Koca kendisinden fazla kazandığı için dövüyor

 
- Kadınların erkeklerden daha fazla kazanmaları, fiziksel şiddete maruz kalma riskini en az 2 misli artırıyor.  
- Çocukken tanık olunan veya maruz kalınan şiddet erkeklerde şiddet uygulama, kadınlarda ise şiddete maruz kalma olasılığını artırıyor.
 
- Tanışıp anlaşarak, ailelerin onayıyla evlenenlerin yüzde 28’inde şiddet görülürken bu oran, görücü usulü ile evlenenlerde yüzde 37’ye çıkıyor. Aile rızası olmayan evliliklerde ise bu oran yüzde 49’a çıkıyor.
 
- Okuma yazma bilmeyen kadınlar arasında en az bir kez fiziksel şiddet gördüğünü söyleyen kadın oranı yüzde 43. Yükseköğrenim görmüş kadınlarda bu oran yüzde 12’ye düşüyor. Ancak, yükseköğrenim görmüş kadınların bu itirafı yapmakta daha ketum davranıyor.
 

Kocadan izin almadan köye gidemiyor

 
- 10 kadından sadece biri şehir dışına/köye kocasından izin almadan gidiyor.Üçü izin almadan ailesini ziyaret ediyor. 4’ü izin almadan komşu ziyareti yapabiliyor.
 
- Kadınların yarıya yakını Medeni Kanun’da düzenlenen mal rejiminden habersiz.
 
- 10 kadından 9’una göre haklı dayak yok. Bu sonuç, toplumda farkındalık yaratma çalışmalarının başarılı olduğunu gösteriyor.
 
- Kadınların yüzde 70 ila 85’i devleti göreve çağırıyor. Devletin erkekleri eğiterek, bu konuda çalışan kuruluşları destekleyerek, ağır cezalar vererek, sığınma evleri açarak, polisleri eğiterek erkeklerin eşlerine yönelik şiddeti engelleyeceğine inanıyor.
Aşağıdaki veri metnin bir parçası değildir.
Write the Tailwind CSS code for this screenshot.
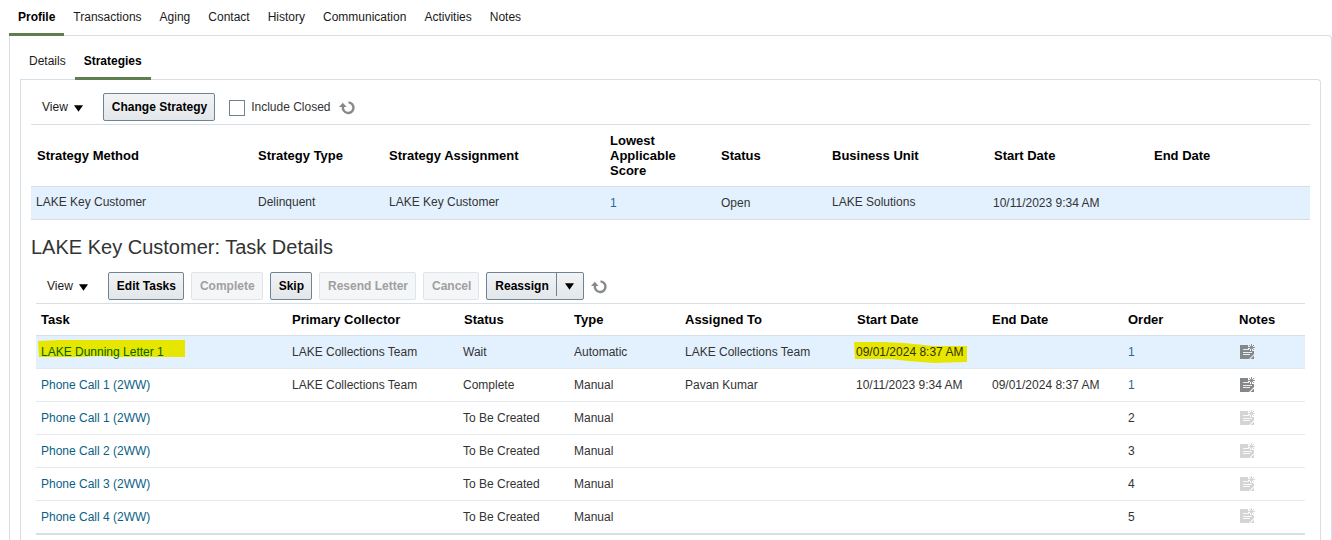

Ancak devletin bu sorumluluklarını yeterince yerine getirmediğini de ifade ediyorlar.
 

Şiddetin saati 21.00-23.00

 
- Kadınların yüzde 85’i sığınma evlerinin yetersiz olduğunu düşünüyor.
 
- Kadınların yüzde 87’si vergilerinin sığınma evi yapımında kullanılmasının çok iyi olacağını belirtiyor.
 
- Yüzde 97’si mahkemelerin şiddet uygulayan erkeğe ceza vermesi gerektiğini düşünüyor.